De term is vast bekend. Childeren with special needs. Vertaald: Kinderen met speciale behoeften.
Hierbij kun je denken aan kinderen met een beperking of een diagnose. Kinderen met een ontwikkel- en of leerachterstand.|
Wat maakt dat we hebben bepaald dat wat zij nodig hebben ‘speciaal’ is? Omdat het anders is? Is niet elk kind anders?
Kunnen niet ALLE kinderen speciale behoeften hebben?
Toch is de werkelijkheid zo, dat wanneer er in een gezin een kind is met ‘special needs’, er veel tijd, aandacht en zorg uitgaat naar deze kinderen. Die tijd, aandacht en zorg kan je elke keer maar aan één kind bieden.
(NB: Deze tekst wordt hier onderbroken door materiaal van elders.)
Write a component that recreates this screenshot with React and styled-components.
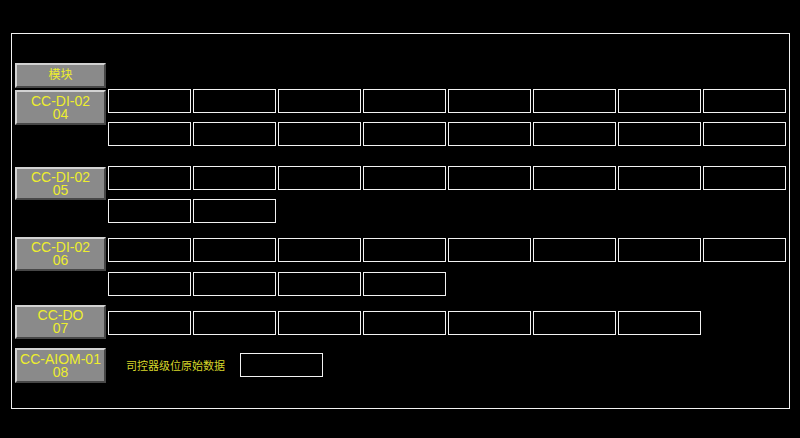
import React from "react";
import styled, { createGlobalStyle } from "styled-components";

const Global = createGlobalStyle`
  html, body { margin: 0; padding: 0; background: #000; }
  body { width: 800px; height: 438px; overflow: hidden; font-family: "Liberation Sans", "Noto Sans CJK SC", sans-serif; }
`;

const Frame = styled.div`
  box-sizing: border-box;
  margin: 33px 0 0 11px;
  width: 779px;
  height: 376px;
  border: 1px solid #f2f2f2;
  padding: 29px 0 0 3px;
`;

const Group = styled.div`
  display: flex;
  align-items: flex-start;
  gap: 2px;
  margin-top: ${(p) => p.$mt || 0}px;
`;

const ModuleButton = styled.div`
  box-sizing: border-box;
  width: 91px;
  height: ${(p) => p.$h || 34}px;
  margin-top: ${(p) => p.$mt || 0}px;
  background: #8a8a8a;
  border-top: 2px solid #d2d2d2;
  border-left: 2px solid #d2d2d2;
  border-bottom: 2px solid #474747;
  border-right: 2px solid #474747;
  color: #eeee2e;
  font-family: "Liberation Sans", "Noto Sans CJK SC", sans-serif;
  font-size: ${(p) => (p.$small ? 12 : 14)}px;
  line-height: 13px;
  text-align: center;
  display: flex;
  flex-direction: column;
  justify-content: center;
  align-items: center;
  white-space: nowrap;
`;

const CellGrid = styled.div`
  display: grid;
  grid-template-columns: repeat(8, 83px);
  column-gap: 2px;
  row-gap: ${(p) => p.$rg || 9}px;
  margin-top: ${(p) => p.$mt || 0}px;
`;

const Cell = styled.div`
  box-sizing: border-box;
  width: 83px;
  height: 24px;
  border: 1px solid #f2f2f2;
`;

const InfoRow = styled.div`
  display: flex;
  align-items: center;
  margin-top: ${(p) => p.$mt || 0}px;
  padding-left: 18px;
`;

const Label = styled.span`
  color: #d6d62a;
  font-family: "Noto Sans CJK SC", sans-serif;
  font-size: 11px;
  line-height: 24px;
  width: 98px;
  margin-right: 16px;
  white-space: nowrap;
`;

const cells = (n) => Array.from({ length: n }, (_, i) => <Cell key={i} />);

const groups = [
  { mt: 1, name: "CC-DI-02", num: "04", h: 35, bmt: 1, cmt: 0, rg: 9, count: 16 },
  { mt: 20, name: "CC-DI-02", num: "05", h: 33, bmt: 1, cmt: 0, rg: 9, count: 10 },
  { mt: 14, name: "CC-DI-02", num: "06", h: 34, bmt: 0, cmt: 1, rg: 10, count: 12 },
  { mt: 9, name: "CC-DO", num: "07", h: 34, bmt: 0, cmt: 6, rg: 9, count: 7 },
];

export default function App() {
  return (
    <>
      <Global />
      <Frame>
        <ModuleButton $h={25} $small>模块</ModuleButton>
        {groups.map((g) => (
          <Group key={g.num} $mt={g.mt}>
            <ModuleButton $h={g.h} $mt={g.bmt}>
              <span>{g.name}</span>
              <span>{g.num}</span>
            </ModuleButton>
            <CellGrid $mt={g.cmt} $rg={g.rg}>
              {cells(g.count)}
            </CellGrid>
          </Group>
        ))}
        <Group $mt={9}>
          <ModuleButton $h={35}>
            <span>CC-AIOM-01</span>
            <span>08</span>
          </ModuleButton>
          <InfoRow $mt={5}>
            <Label>司控器级位原始数据</Label>
            <Cell />
          </InfoRow>
        </Group>
      </Frame>
    </>
  );
}
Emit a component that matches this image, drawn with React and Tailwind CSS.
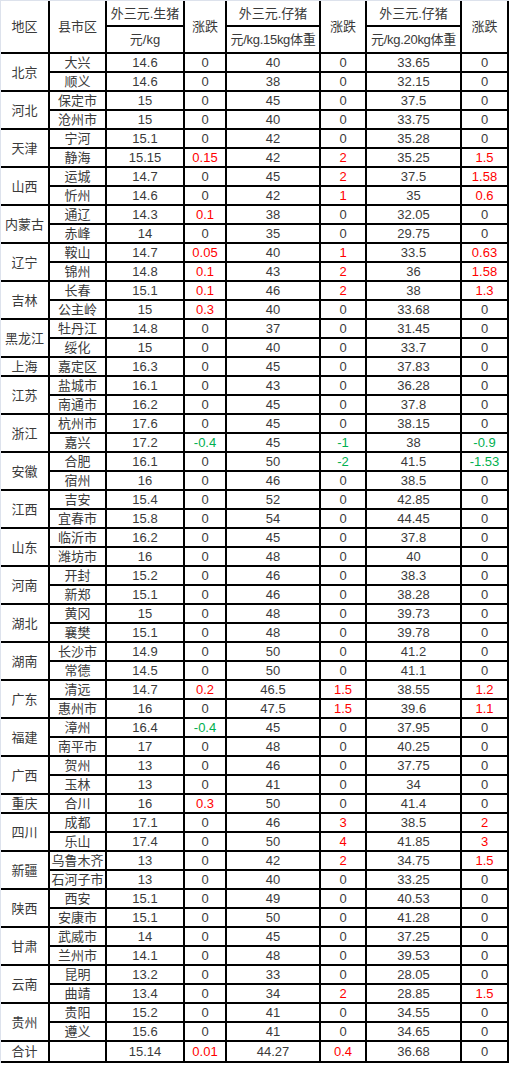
import React from "react";

// [province, [city, price, chg, p15, chg15, p20, chg20] ...]
const groups = [
  ["北京", [["大兴", "14.6", "0", "40", "0", "33.65", "0"], ["顺义", "14.6", "0", "38", "0", "32.15", "0"]]],
  ["河北", [["保定市", "15", "0", "45", "0", "37.5", "0"], ["沧州市", "15", "0", "40", "0", "33.75", "0"]]],
  ["天津", [["宁河", "15.1", "0", "42", "0", "35.28", "0"], ["静海", "15.15", "0.15", "42", "2", "35.25", "1.5"]]],
  ["山西", [["运城", "14.7", "0", "45", "2", "37.5", "1.58"], ["忻州", "14.6", "0", "42", "1", "35", "0.6"]]],
  ["内蒙古", [["通辽", "14.3", "0.1", "38", "0", "32.05", "0"], ["赤峰", "14", "0", "35", "0", "29.75", "0"]]],
  ["辽宁", [["鞍山", "14.7", "0.05", "40", "1", "33.5", "0.63"], ["锦州", "14.8", "0.1", "43", "2", "36", "1.58"]]],
  ["吉林", [["长春", "15.1", "0.1", "46", "2", "38", "1.3"], ["公主岭", "15", "0.3", "40", "0", "33.68", "0"]]],
  ["黑龙江", [["牡丹江", "14.8", "0", "37", "0", "31.45", "0"], ["绥化", "15", "0", "40", "0", "33.7", "0"]]],
  ["上海", [["嘉定区", "16.3", "0", "45", "0", "37.83", "0"]]],
  ["江苏", [["盐城市", "16.1", "0", "43", "0", "36.28", "0"], ["南通市", "16.2", "0", "45", "0", "37.8", "0"]]],
  ["浙江", [["杭州市", "17.6", "0", "45", "0", "38.15", "0"], ["嘉兴", "17.2", "-0.4", "45", "-1", "38", "-0.9"]]],
  ["安徽", [["合肥", "16.1", "0", "50", "-2", "41.5", "-1.53"], ["宿州", "16", "0", "46", "0", "38.5", "0"]]],
  ["江西", [["吉安", "15.4", "0", "52", "0", "42.85", "0"], ["宜春市", "15.8", "0", "54", "0", "44.45", "0"]]],
  ["山东", [["临沂市", "16.2", "0", "45", "0", "37.8", "0"], ["潍坊市", "16", "0", "48", "0", "40", "0"]]],
  ["河南", [["开封", "15.2", "0", "46", "0", "38.3", "0"], ["新郑", "15.1", "0", "46", "0", "38.28", "0"]]],
  ["湖北", [["黄冈", "15", "0", "48", "0", "39.73", "0"], ["襄樊", "15.1", "0", "48", "0", "39.78", "0"]]],
  ["湖南", [["长沙市", "14.9", "0", "50", "0", "41.2", "0"], ["常德", "14.5", "0", "50", "0", "41.1", "0"]]],
  ["广东", [["清远", "14.7", "0.2", "46.5", "1.5", "38.55", "1.2"], ["惠州市", "16", "0", "47.5", "1.5", "39.6", "1.1"]]],
  ["福建", [["漳州", "16.4", "-0.4", "45", "0", "37.95", "0"], ["南平市", "17", "0", "48", "0", "40.25", "0"]]],
  ["广西", [["贺州", "13", "0", "46", "0", "37.75", "0"], ["玉林", "13", "0", "41", "0", "34", "0"]]],
  ["重庆", [["合川", "16", "0.3", "50", "0", "41.4", "0"]]],
  ["四川", [["成都", "17.1", "0", "46", "3", "38.5", "2"], ["乐山", "17.4", "0", "50", "4", "41.85", "3"]]],
  ["新疆", [["乌鲁木齐", "13", "0", "42", "2", "34.75", "1.5"], ["石河子市", "13", "0", "40", "0", "33.25", "0"]]],
  ["陕西", [["西安", "15.1", "0", "49", "0", "40.53", "0"], ["安康市", "15.1", "0", "50", "0", "41.28", "0"]]],
  ["甘肃", [["武威市", "14", "0", "45", "0", "37.25", "0"], ["兰州市", "14.1", "0", "48", "0", "39.53", "0"]]],
  ["云南", [["昆明", "13.2", "0", "33", "0", "28.05", "0"], ["曲靖", "13.4", "0", "34", "2", "28.85", "1.5"]]],
  ["贵州", [["贵阳", "15.2", "0", "41", "0", "34.55", "0"], ["遵义", "15.6", "0", "41", "0", "34.65", "0"]]],
];

const cell = "border-2 border-black text-center align-middle p-0 whitespace-nowrap";

function Change({ v }) {
  let color = "text-[#3a3a3a]";
  if (v.startsWith("-")) color = "text-[#00b050]";
  else if (v !== "0") color = "text-[#ff0000]";
  return <td className={`${cell} ${color}`}>{v}</td>;
}

export default function App() {
  return (
    <div
      className="w-fit bg-[#dde2ec] pt-px pl-px text-[13px] leading-none text-[#3a3a3a]"
      style={{ fontFamily: '"Liberation Sans", "Noto Sans CJK SC", sans-serif' }}
    >
      <table className="table-fixed border-collapse bg-white">
        <colgroup>
          <col className="w-[48px]" />
          <col className="w-[57px]" />
          <col className="w-[78px]" />
          <col className="w-[42px]" />
          <col className="w-[94px]" />
          <col className="w-[46px]" />
          <col className="w-[95px]" />
          <col className="w-[47px]" />
        </colgroup>
        <thead>
          <tr className="h-[25px]">
            <th rowSpan={2} className={`${cell} font-normal border-l-0 border-t-0`}>地区</th>
            <th rowSpan={2} className={`${cell} font-normal border-t-0`}>县市区</th>
            <th className={`${cell} font-normal border-t-0`}>外三元.生猪</th>
            <th rowSpan={2} className={`${cell} font-normal border-t-0`}>涨跌</th>
            <th className={`${cell} font-normal border-t-0`}>外三元.仔猪</th>
            <th rowSpan={2} className={`${cell} font-normal border-t-0`}>涨跌</th>
            <th className={`${cell} font-normal border-t-0`}>外三元.仔猪</th>
            <th rowSpan={2} className={`${cell} font-normal border-t-0`}>涨跌</th>
          </tr>
          <tr className="h-[27px]">
            <th className={`${cell} font-normal`}>元/kg</th>
            <th className={`${cell} font-normal tracking-[-0.3px]`}>元/kg.15kg体重</th>
            <th className={`${cell} font-normal tracking-[-0.3px]`}>元/kg.20kg体重</th>
          </tr>
        </thead>
        <tbody>
          {groups.map(([prov, rows]) =>
            rows.map((r, i) => (
              <tr key={prov + r[0]} className="h-[19px]">
                {i === 0 && (
                  <td rowSpan={rows.length} className={`${cell} border-l-0`}>
                    {prov}
                  </td>
                )}
                <td className={cell}>{r[0]}</td>
                <td className={cell}>{r[1]}</td>
                <Change v={r[2]} />
                <td className={cell}>{r[3]}</td>
                <Change v={r[4]} />
                <td className={cell}>{r[5]}</td>
                <Change v={r[6]} />
              </tr>
            ))
          )}
          <tr className="h-[21px]">
            <td className={`${cell} border-l-0`}>合计</td>
            <td className={cell}></td>
            <td className={cell}>15.14</td>
            <Change v="0.01" />
            <td className={cell}>44.27</td>
            <Change v="0.4" />
            <td className={cell}>36.68</td>
            <Change v="0" />
          </tr>
        </tbody>
      </table>
    </div>
  );
}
En daar zit gelijk de andere kant. Want als er tijd, aandacht en zorg uitgaat naar het broer(tje) of zus(je) met ‘special needs’, is dat er niet/in mindere mate er voor het andere kind/de andere kinderen in het gezin.
Die kinderen, hoe cru het ook klinkt, worden soms vergeten of niet (volledig) gezien en gehoord.
Ze zijn er, maar net alsof ze zijn gemaakt van glas.
Je ziet ze, maar niet echt. Niet diegene/ datgene wat erin zit of juist mist.
Daar komt de term ‘Glass Child” vandaan. Deze kinderen maken zich, op een gegeven moment doorzichtig, als ze merken dat zij onvoldoende worden gezien en gehoord. Ze passen zich aan en schikken zich in. Ten koste van zichzelf.
Ik herken me in deze term. Opgroeiend met zowel een broertje als een zusje met een diagnose.
Het zijn van oudste dochter én de moeilijke periode die de echtscheiding van mijn ouders heeft opgevolgd.
Ieder kind heeft recht op ”special needs”, omdat datgene dat ze nodig hebben nu eenmaal kan verschillen van kind op kind.
Ik ben voorstander om de term ‘special needs’ af te schaffen/ te normaliseren.
De behoeften zijn (zo goed mogelijk) afgestemd op het kind. Punt.
Laat ik voorop stellen, want dit kan ik nu zeggen nu ik zelf ook moeder ben:
Opvoeden is echt ontzettend hard en moeilijk werk. Je doet zo goed mogelijk je best, wetende dat het nooit goed genoeg is.
Doordat ik hard werk aan mezelf:
Het leren kennen wie ik ben, waar ik vandaan kom (generationeel gezien), me zoveel mogelijk bewust ben van mijn eigen angsten, eigenschappen en kracht.
Zo kan ik, zo goed en kwaad ik dat doe, mijn kind zien en laten zijn in diens eigenheid. Niet zoals ik wil dat die is of zoals mijn man wil dat die is.
Zal ik het altijd goed doen?
Nee. Ik doe het beste wat ik op dat moment kan.